--- Start ---

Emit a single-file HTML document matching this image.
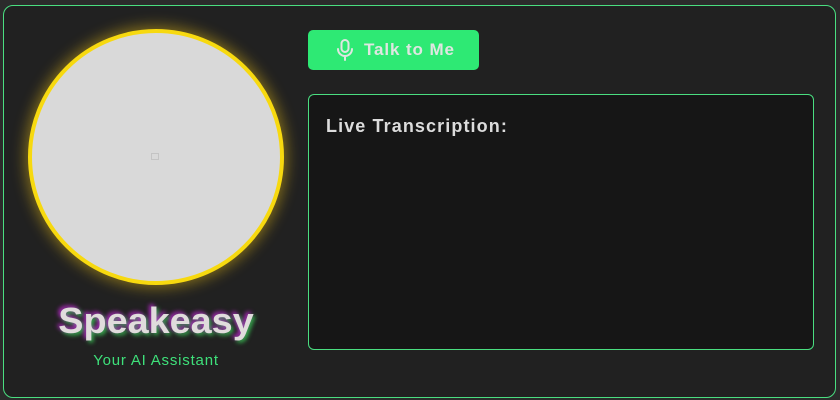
<!DOCTYPE html>
<html><head><meta charset="utf-8"><style>
html,body{margin:0;padding:0;width:840px;height:400px;background:#2b2b2b;overflow:hidden;font-family:"Liberation Sans",sans-serif}
.card{position:absolute;left:3px;top:5px;width:833px;height:393px;box-sizing:border-box;border:1px solid #4ade80;border-radius:10px;background:#212121}
.circle{position:absolute;left:28px;top:29px;width:256px;height:256px;box-sizing:border-box;border-radius:50%;background:#d9d9d9;border:4px solid #f7d90f;box-shadow:0 0 14px 3px rgba(247,200,20,.45)}
.ph{position:absolute;left:151px;top:153px;width:8px;height:7px;border:1px solid #c4c4c4;box-sizing:border-box}
h1{position:absolute;left:0;width:312px;top:300px;margin:0;text-align:center;font-size:36px;font-weight:bold;color:#e0dcdc;letter-spacing:0px;transform:scaleX(1.05);text-shadow:-2px -2px 4px rgba(200,40,220,.8),2px 2px 4px rgba(60,220,90,.8)}
.sub{position:absolute;left:0;width:312px;top:352px;text-align:center;font-size:15px;color:#3ee07a;letter-spacing:0.8px}
.btn{position:absolute;left:308px;top:30px;width:171px;height:40px;background:#2ee974;border-radius:5px;color:#dfe6e1;font-weight:bold;font-size:17px;letter-spacing:0.9px;box-sizing:border-box;padding-left:56px;line-height:40px;white-space:nowrap}
.btn svg{position:absolute;left:28px;top:9px}
.panel{position:absolute;left:308px;top:94px;width:506px;height:256px;box-sizing:border-box;border:1px solid #4ade80;border-radius:6px;background:#161616}
.panel div{position:absolute;left:17px;top:21px;font-weight:bold;font-size:18px;color:#dcdcdc;letter-spacing:1.1px}
</style></head><body>
<div class="card"></div>
<div class="circle"></div>
<div class="ph"></div>
<h1>Speakeasy</h1>
<div class="sub">Your AI Assistant</div>
<div class="btn"><svg width="18" height="22" viewBox="0 0 18 22" fill="none" stroke="#dfe6e1" stroke-width="2" stroke-linecap="round"><rect x="5.5" y="1" width="7" height="12" rx="3.5"/><path d="M2 10a7 7 0 0 0 14 0M9 17v4"/></svg>Talk to Me</div>
<div class="panel"><div>Live Transcription:</div></div>
</body></html>
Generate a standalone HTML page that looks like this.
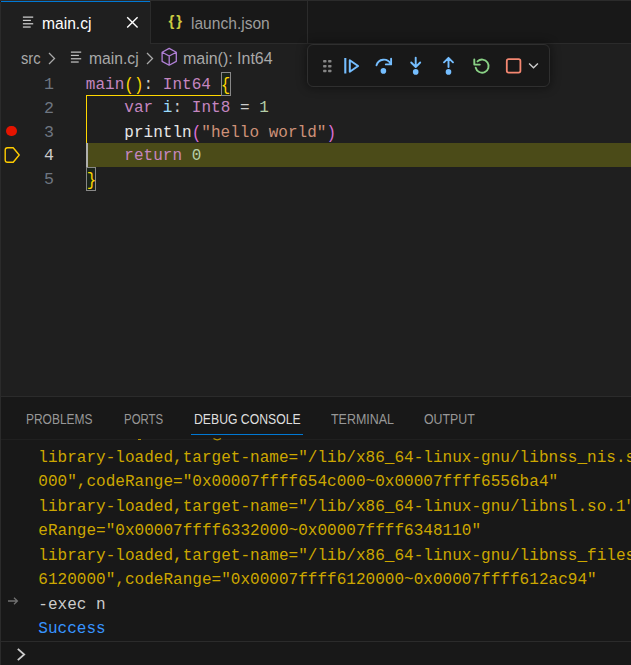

--- End ---

Required task: Set down the lines of the records above exactly, apart from the pictures.

Task result:
Emit a single-file HTML document matching this image.
<!DOCTYPE html>
<html><head><meta charset="utf-8"><style>
html,body{margin:0;padding:0;width:840px;height:400px;background:#2b2b2b;overflow:hidden;font-family:"Liberation Sans",sans-serif}
.card{position:absolute;left:3px;top:5px;width:833px;height:393px;box-sizing:border-box;border:1px solid #4ade80;border-radius:10px;background:#212121}
.circle{position:absolute;left:28px;top:29px;width:256px;height:256px;box-sizing:border-box;border-radius:50%;background:#d9d9d9;border:4px solid #f7d90f;box-shadow:0 0 14px 3px rgba(247,200,20,.45)}
.ph{position:absolute;left:151px;top:153px;width:8px;height:7px;border:1px solid #c4c4c4;box-sizing:border-box}
h1{position:absolute;left:0;width:312px;top:300px;margin:0;text-align:center;font-size:36px;font-weight:bold;color:#e0dcdc;letter-spacing:0px;transform:scaleX(1.05);text-shadow:-2px -2px 4px rgba(200,40,220,.8),2px 2px 4px rgba(60,220,90,.8)}
.sub{position:absolute;left:0;width:312px;top:352px;text-align:center;font-size:15px;color:#3ee07a;letter-spacing:0.8px}
.btn{position:absolute;left:308px;top:30px;width:171px;height:40px;background:#2ee974;border-radius:5px;color:#dfe6e1;font-weight:bold;font-size:17px;letter-spacing:0.9px;box-sizing:border-box;padding-left:56px;line-height:40px;white-space:nowrap}
.btn svg{position:absolute;left:28px;top:9px}
.panel{position:absolute;left:308px;top:94px;width:506px;height:256px;box-sizing:border-box;border:1px solid #4ade80;border-radius:6px;background:#161616}
.panel div{position:absolute;left:17px;top:21px;font-weight:bold;font-size:18px;color:#dcdcdc;letter-spacing:1.1px}
</style></head><body>
<div class="card"></div>
<div class="circle"></div>
<div class="ph"></div>
<h1>Speakeasy</h1>
<div class="sub">Your AI Assistant</div>
<div class="btn"><svg width="18" height="22" viewBox="0 0 18 22" fill="none" stroke="#dfe6e1" stroke-width="2" stroke-linecap="round"><rect x="5.5" y="1" width="7" height="12" rx="3.5"/><path d="M2 10a7 7 0 0 0 14 0M9 17v4"/></svg>Talk to Me</div>
<div class="panel"><div>Live Transcription:</div></div>
</body></html>
Generate a standalone HTML page that looks like this.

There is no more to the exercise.